Is there such a thing as a Bing Penalty?
There’s a ton of online content on Google penalties: what they are (there are several different types), how to tell if you have one, and what to do about them, etc. But when it comes to a Bing penalty there’s not much information. However, I’m quite sure there is such a thing as a Bing Penalty. Why am I so sure? Because if you log into Bing Webmaster Tools, there is an easy to find Disavow Links feature (it’s much easier to find than the Google equivalent), indicating at the very least there is the possibility of an algorithmic penalty.
Unfortunately the most useful documentation I could find from Bing on penalties is a blog post dated in 2009: Getting Out of the Penalty Box. It would have been nice if there was a message from Bing or a obvious “Blocked” displayed as the post indicated there might be, but Bing Webmaster Tools has had a significant redesign (for the better) since then, so this post is clearly out of date.
What a Bing Penalty looks like
You may have a Bing Penalty without realizing it. Collectively Bing and Yahoo accounts for a much smaller share of the organic traffic than Google. Google dominates with 68% market share – and in some markets it is even higher. So the sheer volume of Google organic traffic might hiding from you a problem with Bing organic traffic.
Here’s a Google Analytics screenshot of a site that has lost 50% of their non Google organic traffic in a week, with no recovery in the following weeks.

One way to see whether this is a problem for your site is in Google Analytics navigate to Acquisition -> All Traffic and use the Advanced filter to Exclude Source / Medium containing Google. Make sure to look at multiple timeframes and compare to the same period last year. There will be a few visits from Ask or AOL, but in most cases Bing and Yahoo will comprise of most of the traffic.
Is your Bing and Yahoo organic traffic up or down?
The Bing and Google Dance
The home page of this site had ranked consistently for a high volume, high revenue head term at position 1 in both Bing and Yahoo, prior to the drop in traffic. Here is where Bing Webmasters Tools comes in handy. A review of the Page Traffic and Search Keywords reports showed the average position was still 1, but the number of impressions had dropped from 21,775 to 6,525 (2 week periods) – a staggering 70% drop.

So the page still showed up at position 1, but not nearly as often.

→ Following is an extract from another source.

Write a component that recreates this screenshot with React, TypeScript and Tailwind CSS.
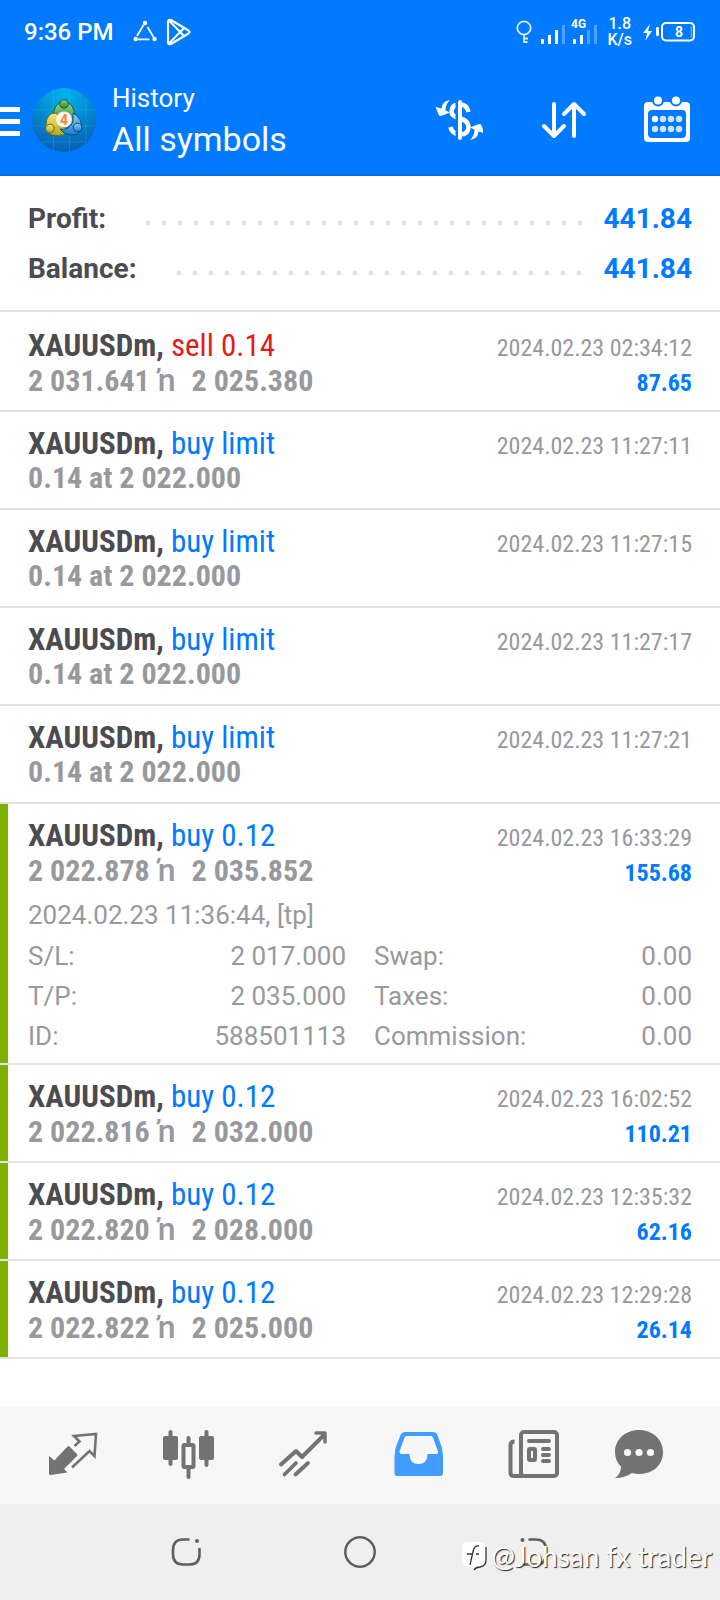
import type { ReactNode } from "react";

type Detail = { opened: string; left: [string, string][]; right: [string, string][] };
type Deal = {
  id: number;
  action: string;
  sell?: boolean;
  time: string;
  price: string;
  close?: string;
  profit?: string;
  marked?: boolean;
  detail?: Detail;
};

const deals: Deal[] = [
  { id: 1, action: "sell 0.14", sell: true, time: "2024.02.23 02:34:12", price: "2 031.641", close: "2 025.380", profit: "87.65" },
  { id: 2, action: "buy limit", time: "2024.02.23 11:27:11", price: "0.14 at 2 022.000" },
  { id: 3, action: "buy limit", time: "2024.02.23 11:27:15", price: "0.14 at 2 022.000" },
  { id: 4, action: "buy limit", time: "2024.02.23 11:27:17", price: "0.14 at 2 022.000" },
  { id: 5, action: "buy limit", time: "2024.02.23 11:27:21", price: "0.14 at 2 022.000" },
  {
    id: 6,
    action: "buy 0.12",
    time: "2024.02.23 16:33:29",
    price: "2 022.878",
    close: "2 035.852",
    profit: "155.68",
    marked: true,
    detail: {
      opened: "2024.02.23 11:36:44, [tp]",
      left: [["S/L:", "2 017.000"], ["T/P:", "2 035.000"], ["ID:", "588501113"]],
      right: [["Swap:", "0.00"], ["Taxes:", "0.00"], ["Commission:", "0.00"]],
    },
  },
  { id: 7, action: "buy 0.12", time: "2024.02.23 16:02:52", price: "2 022.816", close: "2 032.000", profit: "110.21", marked: true },
  { id: 8, action: "buy 0.12", time: "2024.02.23 12:35:32", price: "2 022.820", close: "2 028.000", profit: "62.16", marked: true },
  { id: 9, action: "buy 0.12", time: "2024.02.23 12:29:28", price: "2 022.822", close: "2 025.000", profit: "26.14", marked: true },
];

function StatusBar() {
  return (
    <div className="flex h-16 items-center justify-between pr-[25px] pl-6 text-white">
      <div className="flex items-center">
        <span className="text-2xl font-medium">9:36 PM</span>
        <svg className="ml-[18px]" width="26" height="26" viewBox="0 0 26 26" fill="none" stroke="currentColor" strokeWidth="1.8">
          <path d="M11.5 6 L5 17M15.500 8 L21.500 18M6 20.300 H17.500" />
          <g fill="currentColor" stroke="none">
            <circle cx="13" cy="4" r="2.200" />
            <circle cx="3.700" cy="20" r="2.200" />
            <circle cx="22.500" cy="20" r="2.200" />
          </g>
        </svg>
        <svg className="ml-2" width="26" height="28" viewBox="0 0 26 28" fill="none" stroke="currentColor" strokeWidth="2.100" strokeLinejoin="round">
          <path d="M2 3.500 Q2.500 1 5 2 L22.500 12.500 Q24.500 14 22.500 15.500 L5 26 Q2.500 27 2 24.500 Z" />
          <path d="M3 2.500 L18 18M3 25.500 L18 10" />
        </svg>
      </div>
      <div className="flex items-center">
        <svg width="16" height="24" viewBox="0 0 16 24" fill="none" stroke="currentColor" strokeWidth="1.800" opacity=".85">
          <circle cx="8" cy="8" r="6.700" />
          <path d="M8 14.500 V23M8 18.500 H12M8 22 H11.500" />
        </svg>
        <svg className="ml-[9px]" width="24" height="30" viewBox="0 0 24 30" fill="currentColor">
          <rect x="0" y="22" width="3" height="5" rx="1" />
          <rect x="7" y="18" width="3" height="9" />
          <rect x="14" y="13" width="3" height="14" />
          <rect x="21" y="8" width="3" height="19" opacity=".3" />
        </svg>
        <svg className="ml-[6px]" width="26" height="30" viewBox="0 0 26 30" fill="currentColor">
          <text x="0" y="11" className="text-[12px] font-bold">4G</text>
          <rect x="2" y="22" width="3" height="5" rx="1" />
          <rect x="9" y="18" width="3" height="9" />
          <rect x="16" y="13" width="3" height="14" opacity=".3" />
          <rect x="23" y="8" width="3" height="19" opacity=".3" />
        </svg>
        <div className="ml-[10px] text-center text-base leading-4 font-medium">
          <div>1.8</div>
          <div>K/s</div>
        </div>
        <svg className="ml-[11px]" width="52" height="20" viewBox="0 0 52 20" fill="none" stroke="currentColor">
          <path d="M7 2 L0 11 H4 L2.500 18.500 L9 9 H5 Z" fill="currentColor" stroke="none" />
          <rect x="13" y="5" width="3" height="9" rx="1" fill="currentColor" stroke="none" />
          <rect x="19" y="1" width="32" height="17.500" rx="4" strokeWidth="2" />
          <path d="M48.500 4 V16" strokeWidth="1.500" opacity=".4" />
          <text x="36" y="15" textAnchor="middle" fill="currentColor" stroke="none" className="text-[14px] font-bold">8</text>
        </svg>
      </div>
    </div>
  );
}

function AppLogo() {
  return (
    <svg width="64" height="64" viewBox="0 0 64 64">
      <defs>
        <radialGradient id="sky" cx=".5" cy=".1" r=".9">
          <stop offset="0" stopColor="#00b4f0" />
          <stop offset=".55" stopColor="#0684cf" />
          <stop offset="1" stopColor="#0562b4" />
        </radialGradient>
        <linearGradient id="green" x2="0" y2="1">
          <stop offset="0" stopColor="#8fd08a" />
          <stop offset="1" stopColor="#2c8733" />
        </linearGradient>
        <linearGradient id="gold" x2="0" y2="1">
          <stop offset="0" stopColor="#f3ea80" />
          <stop offset="1" stopColor="#b9a61c" />
        </linearGradient>
        <linearGradient id="azure" x2="0" y2="1">
          <stop offset="0" stopColor="#8fd2f7" />
          <stop offset="1" stopColor="#1b7cc8" />
        </linearGradient>
      </defs>
      <circle cx="32" cy="32" r="32" fill="url(#sky)" />
      <path d="M21.500 2 V62M37.500 1 V63M54 10 V54M2 22 H62M1 38 H63M10 54 H54" stroke="#5cc3f2" strokeWidth=".7" opacity=".3" />
      <g strokeWidth="1">
        <path d="M21 31 Q21 14 32 14 Q43 14 43 31 Q43 38 32 38 Q21 38 21 31Z" fill="url(#green)" stroke="#1b6127" />
        <path d="M25 25 Q14 24 14 38 Q14 48 26 47.500 Q36 47 37 41 L27 38 Z" fill="url(#gold)" stroke="#756a12" />
        <path d="M41 25 Q50 30 49.500 40 Q47 48 38 47 Q31 46 28 41 Q36 43 41 34Z" fill="url(#azure)" stroke="#0c4d88" />
        <circle cx="32" cy="16" r="4.300" fill="url(#green)" stroke="#1b6127" />
        <circle cx="18" cy="40.500" r="4.300" fill="url(#gold)" stroke="#756a12" />
        <circle cx="45.500" cy="39.500" r="4.300" fill="url(#azure)" stroke="#0c4d88" />
      </g>
      <circle cx="32" cy="31.500" r="8" fill="#f5f3ee" />
      <text x="32" y="36.500" textAnchor="middle" fill="#f28a2e" className="text-[14px] font-bold">4</text>
    </svg>
  );
}

function HeaderButton({ label, children }: { label: string; children: ReactNode }) {
  return (
    <button type="button" aria-label={label} className="block">
      <svg width="48" height="48" viewBox="0 0 48 48" fill="none" stroke="currentColor">
        {children}
      </svg>
    </button>
  );
}

function AppHeader() {
  return (
    <header className="border-b-2 border-[#006ce0] bg-[#007aff] text-white">
      <StatusBar />
      <div className="flex h-[110px] items-start justify-between pr-[29px]">
        <div className="flex items-start">
          <button type="button" aria-label="Menu" className="mt-[43px] flex w-5 flex-col gap-[7px]">
            <span className="h-[5px] w-full bg-white" />
            <span className="h-[5px] w-full bg-white" />
            <span className="h-[5px] w-full bg-white" />
          </button>
          <div className="mt-6 ml-3">
            <AppLogo />
          </div>
          <div className="mt-[17px] ml-4">
            <div className="text-[26px] leading-[34px]">History</div>
            <h1 className="text-[34px] leading-[48px]">All symbols</h1>
          </div>
        </div>
        <div className="mt-8 flex gap-14">
          <HeaderButton label="Profit display">
            <path d="M33.500 16 Q32 8.500 25 8.500 Q16.500 8.500 16.500 15.500 Q16.500 20.500 25 22.500 Q33.500 24.500 33.500 31 Q33.500 38.500 25 38.500 Q17 38 15.500 31" strokeWidth="4.500" />
            <path d="M22 4 V44" stroke="#007aff" strokeWidth="3" />
            <path d="M25 6 V42" strokeWidth="4" strokeLinecap="round" />
            <g fill="currentColor" stroke="none">
              <path d="M15 4 Q7 5 6.500 12.500 L1 11 Q0.500 11 1 12 L4 19.500 L6 20 L14 17 Q14.500 16 13 15.500 L10.500 14.500 Q10.500 8 15 4Z" />
              <path d="M15 4 Q7 5 6.500 12.500 L1 11 Q0.500 11 1 12 L4 19.500 L6 20 L14 17 Q14.500 16 13 15.500 L10.500 14.500 Q10.500 8 15 4Z" transform="rotate(180 25 24)" />
            </g>
          </HeaderButton>
          <HeaderButton label="Sort">
            <path d="M15 8 V40M5 30 L15 40 L25 30M35 40 V8M25 18 L35 8 L45 18" strokeWidth="4" strokeLinecap="round" strokeLinejoin="round" />
          </HeaderButton>
          <HeaderButton label="Choose period">
            <rect x="1" y="6" width="46" height="40" rx="4" fill="currentColor" stroke="none" />
            <rect x="5" y="14" width="38" height="28" rx="4" fill="#007aff" stroke="none" />
            <g fill="currentColor" stroke="#007aff" strokeWidth="2">
              <circle cx="15" cy="4.500" r="5" />
              <circle cx="33" cy="4.500" r="5" />
            </g>
            <g fill="currentColor" stroke="none">
              <circle cx="12" cy="23" r="3.200" />
              <g opacity=".8">
                <circle cx="20" cy="23" r="3.200" />
                <circle cx="28" cy="23" r="3.200" />
                <circle cx="36" cy="23" r="3.200" />
                <circle cx="12" cy="33" r="3.200" />
                <circle cx="20" cy="33" r="3.200" />
                <circle cx="28" cy="33" r="3.200" />
                <circle cx="36" cy="33" r="3.200" />
              </g>
            </g>
          </HeaderButton>
        </div>
      </div>
    </header>
  );
}

function SummaryRow({ label, value }: { label: string; value: string }) {
  return (
    <div className="flex items-center text-[28px] leading-[50px]">
      <dt className="font-bold text-[#4b4b50]">{label}</dt>
      <div className="mt-2 ml-[34px] h-4 flex-1 bg-[radial-gradient(circle,#e3e3e3_2px,transparent_3px)] bg-[length:16px_16px] bg-repeat-x" />
      <dd className="ml-4 font-bold text-[#007aff]">{value}</dd>
    </div>
  );
}

function DetailColumn({ rows }: { rows: [string, string][] }) {
  return (
    <dl>
      {rows.map(([name, value]) => (
        <div key={name} className="flex justify-between leading-10">
          <dt>{name}</dt>
          <dd>{value}</dd>
        </div>
      ))}
    </dl>
  );
}

function DealRow({ deal }: { deal: Deal }) {
  return (
    <li className="flex border-b-2 border-[#e3e3e3]">
      <div className={deal.marked ? "w-2 bg-[#7fb000]" : "w-2"} />
      <div className="flex-1 pt-[15px] pr-7 pl-5">
        <div className="pb-[13px] font-['Roboto_Condensed',Roboto,sans-serif]">
          <div className="flex h-[34px] items-baseline justify-between leading-[34px]">
            <div className="text-[31px]">
              <span className="font-bold text-[#4b4b50]">XAUUSDm,</span>{" "}
              <span className={deal.sell ? "text-[#e31b1b]" : "text-[#007aff]"}>{deal.action}</span>
            </div>
            <time className="text-[24px] text-[#98999d]">{deal.time}</time>
          </div>
          <div className="flex h-[34px] items-baseline justify-between leading-[34px]">
            <div className="text-[30px] font-bold text-[#98999d]">
              {deal.price}
              {deal.close && (
                <>
                  <span className="mr-4 ml-2 font-[Roboto] text-[32px] leading-[34px] font-medium">ŉ</span>
                  {deal.close}
                </>
              )}
            </div>
            {deal.profit && <div className="text-[24px] font-bold text-[#007aff]">{deal.profit}</div>}
          </div>
        </div>
        {deal.detail && (
          <div className="-mt-[5px] pb-[7px] text-[26px] text-[#98999d]">
            <div className="leading-[41px]">{deal.detail.opened}</div>
            <div className="grid grid-cols-2 gap-x-7">
              <DetailColumn rows={deal.detail.left} />
              <DetailColumn rows={deal.detail.right} />
            </div>
          </div>
        )}
      </div>
    </li>
  );
}

function Tab({ label, children }: { label: string; children: ReactNode }) {
  return (
    <button type="button" aria-label={label} className="flex justify-center">
      <svg width="64" height="64" viewBox="0 0 64 64" fill="none" stroke="currentColor">
        {children}
      </svg>
    </button>
  );
}

function TabBar() {
  return (
    <nav className="grid h-[98px] grid-cols-6 items-center bg-[#f7f7f7] px-4 text-[#737373]">
      <Tab label="Quotes">
        <path d="M8 33 L13.500 37.500 L26.500 23.500 Q27.500 22.500 28.500 23.500 L36 31 Q37 32 36 33 L23 46 L26.500 49.500 L9.500 52 Q8 52 8 50.500Z" fill="currentColor" stroke="none" />
        <path d="M33.500 23 L38.500 18.500 L33 13 L55 11 L53.500 33 L48.500 28 L31 44.500" strokeWidth="2.600" />
      </Tab>
      <Tab label="Charts">
        <g fill="currentColor" stroke="none">
          <rect x="7" y="13" width="15" height="24" rx="2" />
          <rect x="12.500" y="7" width="4" height="36" rx="2" />
          <rect x="43" y="13" width="15" height="24" rx="2" />
          <rect x="48.500" y="7" width="4" height="37" rx="2" />
          <rect x="30.500" y="13" width="4" height="8" rx="2" />
          <rect x="30.500" y="43" width="4" height="13" rx="2" />
        </g>
        <rect x="27.500" y="22" width="10" height="22" rx="1" strokeWidth="4" />
      </Tab>
      <Tab label="Trade">
        <path d="M10 41.500 L25 28 L31 34 L53 12" strokeWidth="4" strokeLinecap="round" strokeLinejoin="round" />
        <path d="M45 10 H54 V19" strokeWidth="3.500" strokeLinejoin="round" strokeLinecap="round" />
        <path d="M13.500 51.500 L25 40M24.500 51.500 L37 40" strokeWidth="3.800" strokeLinecap="round" />
      </Tab>
      <Tab label="History">
        <path transform="translate(1.500 0)" fillRule="evenodd" d="M19 9 H46 Q49.500 9 51 12 L55.500 25 L56.500 33 V50 Q56.500 53 53.500 53 H11 Q8 53 8 50 V33 L9 25 L14 12 Q15.500 9 19 9Z M20 13 Q18.500 13 18 14.500 L13 28.500 Q13 31 15 31 H23 V32 Q23.500 41 32 41 Q40.500 41 41 32 V31 H49.500 Q52 31 51.500 28.500 L46.500 14.500 Q46 13 44.500 13Z" fill="#419cff" stroke="none" />
      </Tab>
      <Tab label="News">
        <g transform="translate(1 0)">
          <rect x="20" y="9" width="36" height="44" rx="3" strokeWidth="4" />
          <path d="M13.500 18.500 Q9.500 18.500 9.500 22 V49.500 Q9.500 53 13 53 H22" strokeWidth="4" />
          <path d="M28 18 H48M42 26 H48M42 32 H48M42 38 H48" strokeWidth="4" strokeLinecap="round" />
          <rect x="28" y="26" width="6" height="11" rx="1" strokeWidth="4" />
        </g>
      </Tab>
      <Tab label="Messages">
        <path d="M24 7 C38 7 48 17 48 29 C48 42 38 51 24 51 Q20 51 17 50 Q10 55 0 55 Q6 51 6 43.500 Q0 38 0 29 C0 17 10 7 24 7Z" fill="currentColor" stroke="none" />
        <g fill="#f7f7f7" stroke="none">
          <circle cx="12.500" cy="29.500" r="3.600" />
          <circle cx="24" cy="29.500" r="3.600" />
          <circle cx="35.500" cy="29.500" r="3.600" />
        </g>
      </Tab>
    </nav>
  );
}

function SystemBar() {
  return (
    <div className="relative flex h-24 items-center justify-center gap-[142px] bg-[#efefef] text-[#5f5f5f]">
      <button type="button" aria-label="Recent apps">
        <svg width="32" height="32" viewBox="0 0 32 32" fill="none" stroke="currentColor" strokeWidth="2.600" strokeLinecap="round">
          <path d="M18.500 3.500 H13 Q3 3.500 3 14 V18 Q3 28.500 13 28.500 H20 Q29.500 28.500 29.500 18 V13" />
          <circle cx="27" cy="5" r="2" fill="currentColor" stroke="none" />
        </svg>
      </button>
      <button type="button" aria-label="Home">
        <svg width="32" height="32" viewBox="0 0 32 32" fill="none" stroke="currentColor" strokeWidth="2.500">
          <circle cx="16" cy="16" r="14.700" />
        </svg>
      </button>
      <button type="button" aria-label="Back">
        <svg width="32" height="32" viewBox="0 0 32 32" fill="none" stroke="currentColor" strokeWidth="2.600" strokeLinecap="round">
          <path d="M11.500 3.500 H18 Q28 3.500 28 14 V18 Q28 28.500 18 28.500 H4" />
          <circle cx="4.500" cy="4" r="2" fill="currentColor" stroke="none" />
        </svg>
      </button>
      <div className="absolute right-2 bottom-7 flex items-center gap-1 text-white">
        <svg width="26" height="30" viewBox="0 0 26 30" fill="none">
          <path d="M6 1 H19 Q25 1 25 7 V19 Q25 25 19 25 Q14 25 13 29 Q12 25 6 25 Q1 25 1 19 V7 Q1 1 6 1Z" fill="#fff" />
          <path d="M25 6 V19 Q25 25 19 26 Q15 26 13 29M18 5 Q13 4 12 11 L9 24M6 13 H12M15 13 H18" stroke="#333" strokeWidth="1.300" />
        </svg>
        <span className="font-[Lato] text-[28px] leading-8 [text-shadow:1px_1px_1px_#222]">@Johsan fx trader</span>
      </div>
    </div>
  );
}

export default function App() {
  return (
    <div className="flex min-h-screen flex-col bg-white font-[Roboto,sans-serif]">
      <AppHeader />
      <main className="flex-1">
        <dl className="border-b-2 border-[#e3e3e3] px-7 pt-[18px] pb-4">
          <SummaryRow label="Profit:" value="441.84" />
          <SummaryRow label="Balance:" value="441.84" />
        </dl>
        <ul className="pt-0.5">
          {deals.map((deal) => (
            <DealRow key={deal.id} deal={deal} />
          ))}
        </ul>
      </main>
      <TabBar />
      <SystemBar />
    </div>
  );
}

This is similar to the Google Penguin dance I’ve been seeing lately. Where pages with suspect backlinks still are reported at position 1 but organic traffic has dropped sharply. It seems that Google is still fine tuning Penguin 3.0 even though it was rolled out over a month ago.
Fixing a Checkered Past
This site was subject to a Google penalty that was lifted almost a year ago. So I knew that there were spammy links that had been disavowed for Google but not for Bing. It looked like to me; that Bing’s algorithm had finally caught up.
I’ve written before about Bing Webmaster Tools and what a nice job Bing has done with it. Kudos to the Bing team for showing six months of search data (compared to 90 days from GWMT). And the Inbound Links is another more developed report (compared to Google’s “Links to Your Site”). You get a nice breakdown of links to each of your pages and anchor text information in the exported reports.
So it was easy for me to:
- Export a report with the backlinks just to the home page
- Look for the links that had rich anchor text
- Review them and identify the spammy ones
- Disavow the domains using Bing’s Disavow Links tool
You can find the Bing Webmaster Disavow Tool under Configure My Site. You can disavow an individual URL by selecting Page (shown below), a full Domain or a Directory.

The domains I disavowed (I did not disavow any individual links) were the usual suspects: Obvious spammy sites with lots of embedded money keyword links, low quality directories and some spammy free hosts.
Unlike the Google disavow tool where you upload a text file, Bing provides a UI where you can add the bad links/domains. This makes it convenient to add as you review, but inconvenient for bulk uploads. You can download a full list once you are done.
I did the review over a week and three days after I finished, the site was again ranking #1 in both Yahoo and Bing. Needless to say, my client was happy.
A Caveat
When I was doing the review, I also noticed that Bing reported that zero of the URLs in the XML sitemap had been submitted. There was nothing wrong with the sitemap, no errors listed, and the site was still getting traffic from Bing and Yahoo; so it didn’t seem related to the traffic drop. However I did re-type in the XML sitemap URL and submit it. And indeed Bing Webmasters now shows that the URLs from the sitemap are submitted.